LA LUNGA MARCIA DELLA
CONFINDUSTRIA
Confindustria ed oo.ss chiedono che lo Stato finanzi la ricerca non facendo pagare ai padroni le tasse sugli utili da reinvestire in ricerca, che finanzi progetti di innovazione, anche differenziati per regione o territorio. Si propone che l’8x1000 venga usato a tal fine. Insomma il pubblico paga ed il privato incassa.
Confindustria ed oo.ss concordano sul fatto che la formazione deve essere tale da garantire ai datori di lavoro di poter scegliere rapidamente sul mercato la tipologia della mano d’opera necessaria ed avere a disposizione un’ampia gamma di risorse umane usa e getta, in virtù dei contratti di lavoro regolati dalla riforma Biagi (legge 30). Anche qui si chiede allo Stato di dare incentivi alle aziende che faranno direttamente formazione, di trasformare le 150 ore in formazione professionale finalizzata alla collocazione sul mercato sul lavoro. Il monitoraggio su tutto va agli enti bilaterali sindacati/confindustria (ma la Cgil non era contraria a questi enti?). E da settembre, via alla sperimentazione della riforma Moratti negli istituti tecnici e professionali.
Confindustria ed oo.ss chiedono al governo di intervenire per far uscire l’Italia dalla periferia geoeconomica, per cui si chiedono massicci investimenti per i corridoi autostradali, l’alta velocità, l’ammodernamento di porti e linee ferroviarie. Si chiede la liberalizzazione delle tariffe sui trasporti e la riduzione di quelle energetiche e delle telecomunicazioni. Sconti fiscali per le aziende private che aiuteranno lo Stato in questa titanica impresa.
Secondo Confindustria ed oo.ss, prima che nella UE entrino competitori agguerriti ed in vista della creazione dell’area di scambio mediterranea nel 2010, occorre che il governo durante il semestre europeo faccia arrivare soldi pubblici euro-italiani per finanziare incentivi fiscali a vantaggio delle aziende che investiranno al sud: incentivi/premio per le nuove assunzioni, per i corsi di formazione, per la fuoriuscita dal nero, per la costruzione di infrastrutture, per l’acquisto di impianti, per l’accesso al credito.

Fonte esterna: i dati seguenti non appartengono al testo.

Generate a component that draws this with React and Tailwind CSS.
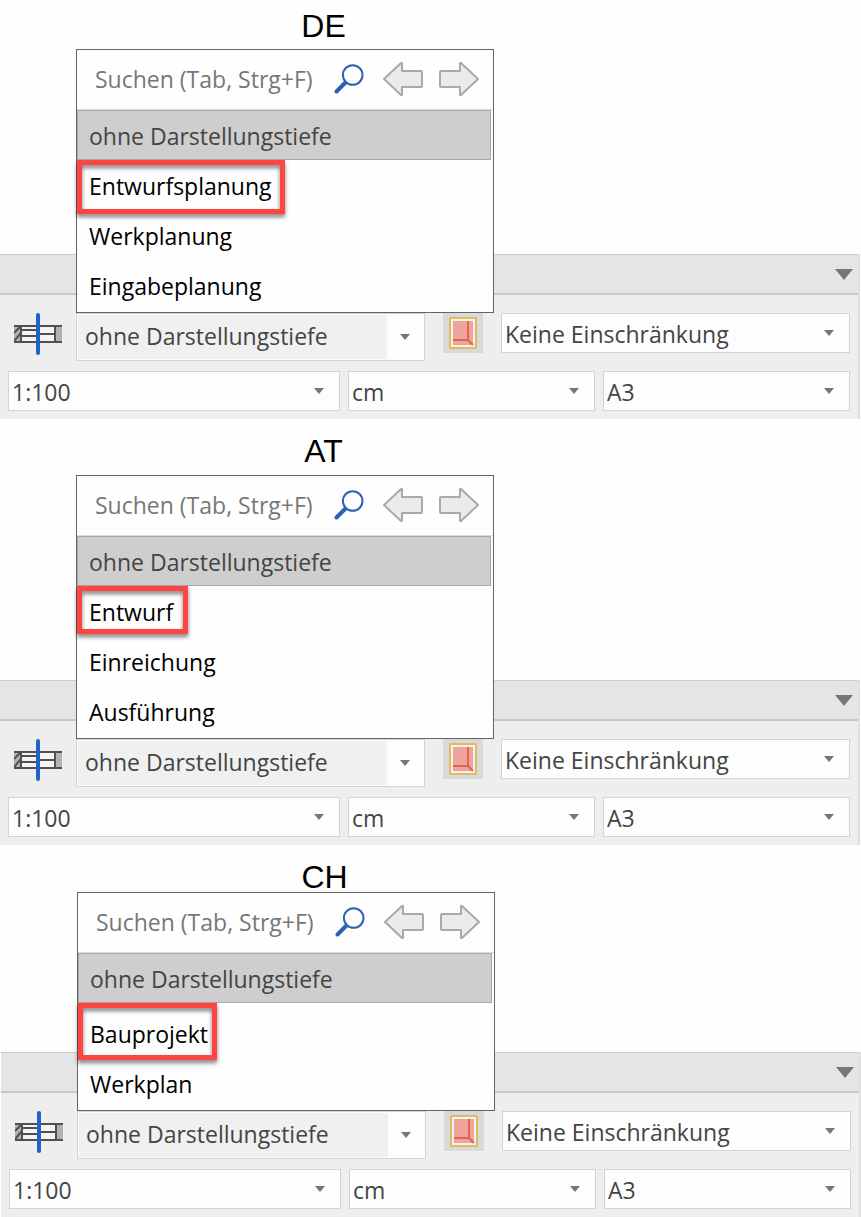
import React from "react";

const panels = [
    {
        id: "de",
        title: "DE",
        headClass: "pt-[10px] pb-[212px]",
        shiftClass: "mr-px",
        options: ["Entwurfsplanung", "Werkplanung", "Eingabeplanung"],
        firstRowClass: "h-[50px]",
        markClass: "w-[208px] h-[54px]",
    },
    {
        id: "at",
        title: "AT",
        headClass: "pt-[16px] pb-[213px]",
        shiftClass: "mr-px",
        options: ["Entwurf", "Einreichung", "Ausführung"],
        firstRowClass: "h-[50px]",
        markClass: "w-[111px] h-[48px]",
    },
    {
        id: "ch",
        title: "CH",
        headClass: "pt-[16px] pb-[159px]",
        shiftClass: "ml-px",
        options: ["Bauprojekt", "Werkplan"],
        firstRowClass: "h-[55px] pt-[5px]",
        markClass: "w-[139px] h-[57px]",
    },
];

function Caret({ className }) {
    return (
        <svg className={className} viewBox="0 0 10 6" aria-hidden="true">
            <path d="M0 0H10L5 6Z" fill="#777777" />
        </svg>
    );
}

function SearchIcon() {
    return (
        <svg className="w-[30px] h-[30px]" viewBox="0 0 30 30" aria-hidden="true">
            <path d="M11.5 18.5L2.5 27.5" stroke="#2b62b4" strokeWidth="4" strokeLinecap="round" />
            <circle cx="18.7" cy="11" r="9.8" fill="#fdfdfd" stroke="#2b62b4" strokeWidth="2" />
        </svg>
    );
}

function PrevIcon() {
    return (
        <svg className="w-[40px] h-[34px]" viewBox="0 0 40 34" aria-hidden="true">
            <path
                d="M1 17L18 1H19V9H38Q39 9 39 10V24Q39 25 38 25H19V33H18Z"
                fill="#ebebeb"
                stroke="#a9a9a9"
                strokeWidth="2"
                strokeLinejoin="round"
            />
        </svg>
    );
}

function NextIcon() {
    return (
        <svg className="w-[40px] h-[34px]" viewBox="0 0 40 34" aria-hidden="true">
            <path
                d="M39 17L22 1H21V9H2Q1 9 1 10V24Q1 25 2 25H21V33H22Z"
                fill="#ebebeb"
                stroke="#a9a9a9"
                strokeWidth="2"
                strokeLinejoin="round"
            />
        </svg>
    );
}

// Wandschnitt mit Fenster und Schnittlinie
function WindowSectionIcon() {
    return (
        <svg className="w-[48px] h-[42px] shrink-0" viewBox="0 0 48 42" aria-hidden="true">
            <rect x="0" y="13" width="7" height="16" fill="#b2b2b2" />
            <rect x="41" y="13" width="7" height="16" fill="#b2b2b2" />
            <rect x="8" y="14" width="32" height="14" fill="#f4f4f4" />
            <g stroke="#505050" strokeWidth="2" fill="none">
                <path d="M0 13H48M0 29H48M7 12V30M41 12V30" />
                <path d="M7 17H24M7 23H24M24 21H41" />
                <path d="M0 20L6 14M0 28L7 20" />
            </g>
            <rect x="22" y="0" width="4" height="42" rx="2" fill="#2062c8" />
        </svg>
    );
}

function FrameIcon() {
    return (
        <svg className="w-[28px] h-[32px]" viewBox="0 0 28 32" aria-hidden="true">
            <rect x="1" y="1" width="26" height="30" rx="0.5" fill="#f4f2f0" stroke="#e0bd58" strokeWidth="2" />
            <rect x="4" y="4" width="20" height="24" fill="#eea39b" />
            <path d="M19 4V23M4 23H19L24 28" fill="none" stroke="#e06555" strokeWidth="2" />
        </svg>
    );
}

function SelectBox({ id, label, value, className }) {
    return (
        <div className={`relative ${className}`}>
            <select
                id={id}
                aria-label={label}
                defaultValue={value}
                className="block w-full h-10 appearance-none rounded-none border border-[#d3d3d3] bg-[#fdfdfd] pl-[3px] pr-10 pt-px leading-9 text-[#444444]"
            >
                <option>{value}</option>
            </select>
            <Caret className="absolute right-4 top-[17px] w-[10px] h-[6px] pointer-events-none" />
        </div>
    );
}

function DepthMenu({ panel }) {
    return (
        <div className="absolute bottom-full left-0 z-10 w-[418px] border border-[#646464] bg-[#fefefe] pb-[2px]">
            <div className="flex items-center h-[60px] border-b border-[#dddddd] pl-[18px] pr-[14px] pb-[2px]">
                <input
                    type="text"
                    aria-label="Suchen"
                    placeholder="Suchen (Tab, Strg+F)"
                    className="flex-1 min-w-0 bg-transparent outline-none placeholder:text-[#777777]"
                />
                <button type="button" aria-label="Suche starten" className="mr-[19px]"><SearchIcon /></button>
                <button type="button" aria-label="Zurück" className="mr-4"><PrevIcon /></button>
                <button type="button" aria-label="Weiter"><NextIcon /></button>
            </div>
            <ul>
                <li className="mr-[2px]">
                    <button
                        type="button"
                        className="block w-full h-[50px] border border-[#a9a9a9] bg-[#cecece] pl-[11px] pt-[2px] text-left text-[#444444]"
                    >
                        ohne Darstellungstiefe
                    </button>
                </li>
                {panel.options.map((option, index) => (
                    <li key={option} className="relative">
                        <button
                            type="button"
                            className={`block w-full pl-3 text-left text-black ${index === 0 ? panel.firstRowClass : "h-[50px]"}`}
                        >
                            <span className="block pt-[2px]">{option}</span>
                        </button>
                        {index === 0 && (
                            <span
                                className={`absolute left-0 top-0 border-[5px] border-[#ff4444] pointer-events-none drop-shadow-[0_3px_2px_rgba(0,0,0,0.5)] ${panel.markClass}`}
                            />
                        )}
                    </li>
                ))}
            </ul>
        </div>
    );
}

function Panel({ panel }) {
    return (
        <section className={panel.shiftClass}>
            <div className={panel.headClass}>
                <h2 className="w-3/4 pl-[2px] text-center font-['Liberation_Sans',sans-serif] text-[32px] leading-8 text-black">
                    {panel.title}
                </h2>
            </div>

            <div className="border-r-2 border-[#e0e0e0] bg-[#eeeeee]">
                <div className="flex items-center justify-end h-[41px] border-t border-b-2 border-t-[#cccccc] border-b-[#c8c8c8] bg-[#e5e5e5] pr-[5px]">
                    <button type="button" aria-label="Leiste einklappen">
                        <Caret className="w-[18px] h-[11px]" />
                    </button>
                </div>

                <div className="px-2 pt-[18px] pb-2">
                    <div className="flex items-start">
                        <div className="w-[68px] shrink-0 pl-[6px]">
                            <WindowSectionIcon />
                        </div>
                        <div className="relative flex-1">
                            <DepthMenu panel={panel} />
                            <button
                                type="button"
                                aria-haspopup="true"
                                aria-expanded="true"
                                className="flex items-center w-full h-12 border border-[#d3d3d3] bg-[#fdfdfd] p-px text-left text-[#444444]"
                            >
                                <span className="flex-1 h-full bg-[#f0f0f0] pl-[7px] leading-[42px]">ohne Darstellungstiefe</span>
                                <span className="flex justify-center w-9">
                                    <Caret className="w-[10px] h-[6px]" />
                                </span>
                            </button>
                        </div>
                        <button
                            type="button"
                            aria-label="Rahmen"
                            className="flex items-center justify-center w-10 h-10 mx-[18px] bg-[#d9d9d9]"
                        >
                            <FrameIcon />
                        </button>
                        <SelectBox id={`${panel.id}-limit`} label="Einschränkung" value="Keine Einschränkung" className="flex-1" />
                    </div>

                    <div className="grid grid-cols-[332fr_247fr_247fr] gap-2 mt-[10px]">
                        <SelectBox id={`${panel.id}-scale`} label="Maßstab" value="1:100" className="min-w-0" />
                        <SelectBox id={`${panel.id}-unit`} label="Einheit" value="cm" className="min-w-0" />
                        <SelectBox id={`${panel.id}-paper`} label="Papierformat" value="A3" className="min-w-0" />
                    </div>
                </div>
            </div>
        </section>
    );
}

export default function App() {
    return (
        <main className="min-h-screen bg-[#fefefe] font-['Open_Sans',sans-serif] text-[23px] leading-8">
            {panels.map((panel) => (
                <Panel key={panel.id} panel={panel} />
            ))}
        </main>
    );
}
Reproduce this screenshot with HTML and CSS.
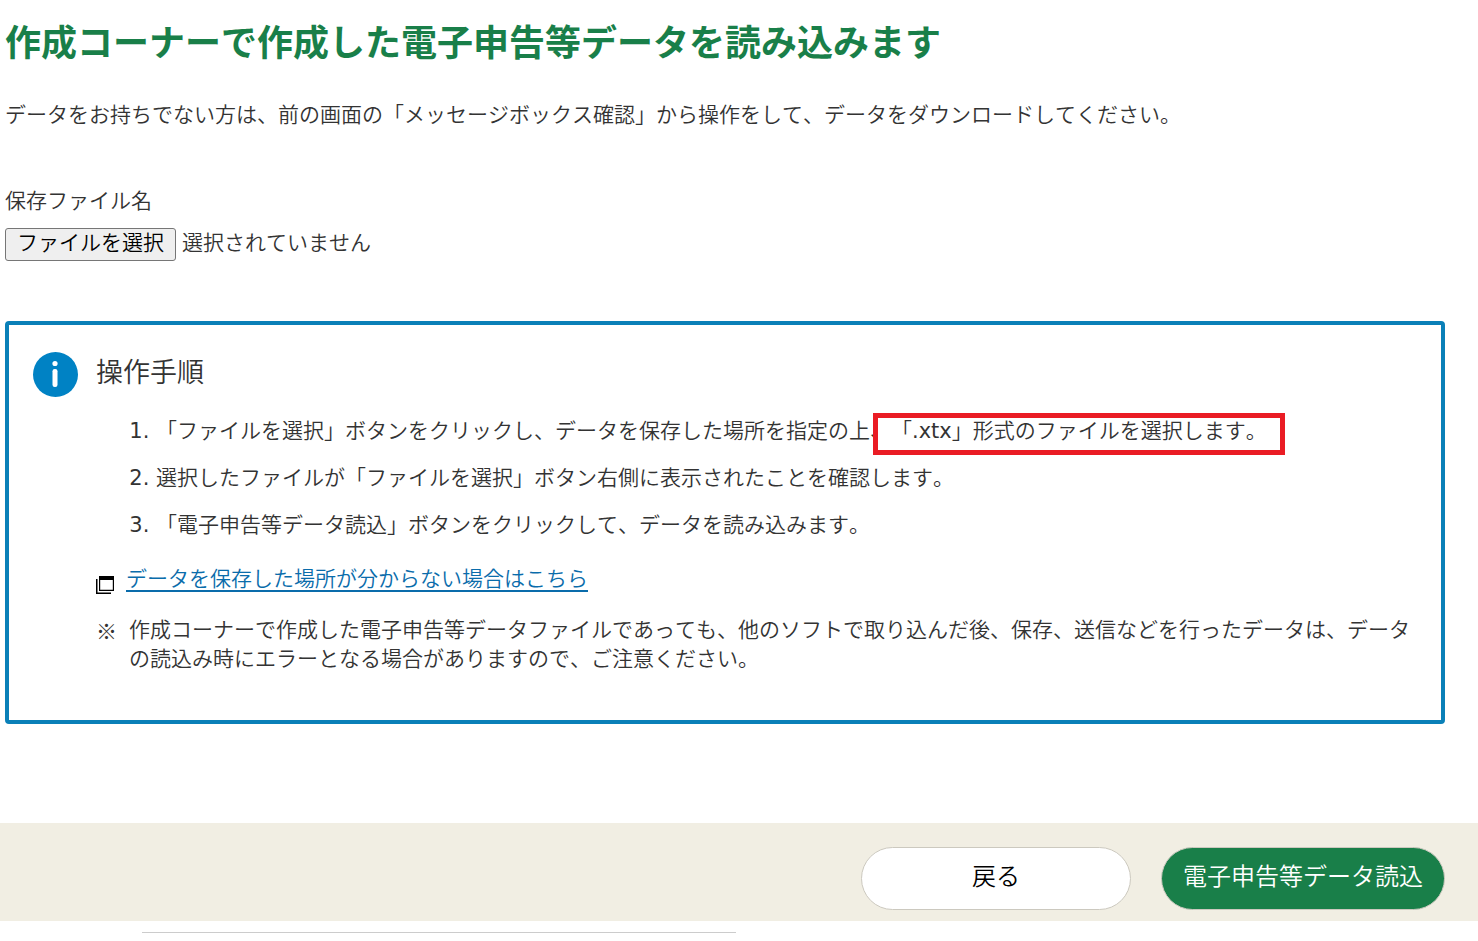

E’ facile prevedere che i prossimi contratti si faranno dentro questa cornice. C’è già chi parla di revisione dell’accordo del luglio 1993 e persino del Patto per l’Italia.
E’ facile prevedere che la Cgil ritroverà la strada delle compatibilità, che però significa pracarizzazione, intensificazione dello sfruttamento, riduzione salariale. E i diritti del 23 marzo 2002 che fine faranno?
Infine: in un sistema globalizzato l’impegno delle oo.ss nella difesa della competitività dell’azienda Italia declina inevitabilmente in corporativismo, laddove la difesa degli interessi dei propri padroni e della competitività nazionale significa mettere in conto licenziamenti e dismissioni da qualche altra parte nel mondo, significa mettere in conto che la conquista di nuove fette di mercato non comporta alcuna espansione della base produttiva, ma anzi avviene con riduzione costante e continua del numero dei lavoratori ed intensificazione dello sfruttamento dei lavoratori salvati dai tagli, come nel caso dell’auto.
Epifani, Pezzotta ed Angeletti tengono i piedi in 2 scarpe, i lavoratori invece se ne sono sempre fregati della competitività ben sapendo che sul quel terreno si guadagna solo in sfruttamento, precarizzazione, diseguaglianza e distruzione del contratto nazionale.
Nei posti di lavoro, i comunisti anarchici staranno con i lavoratori.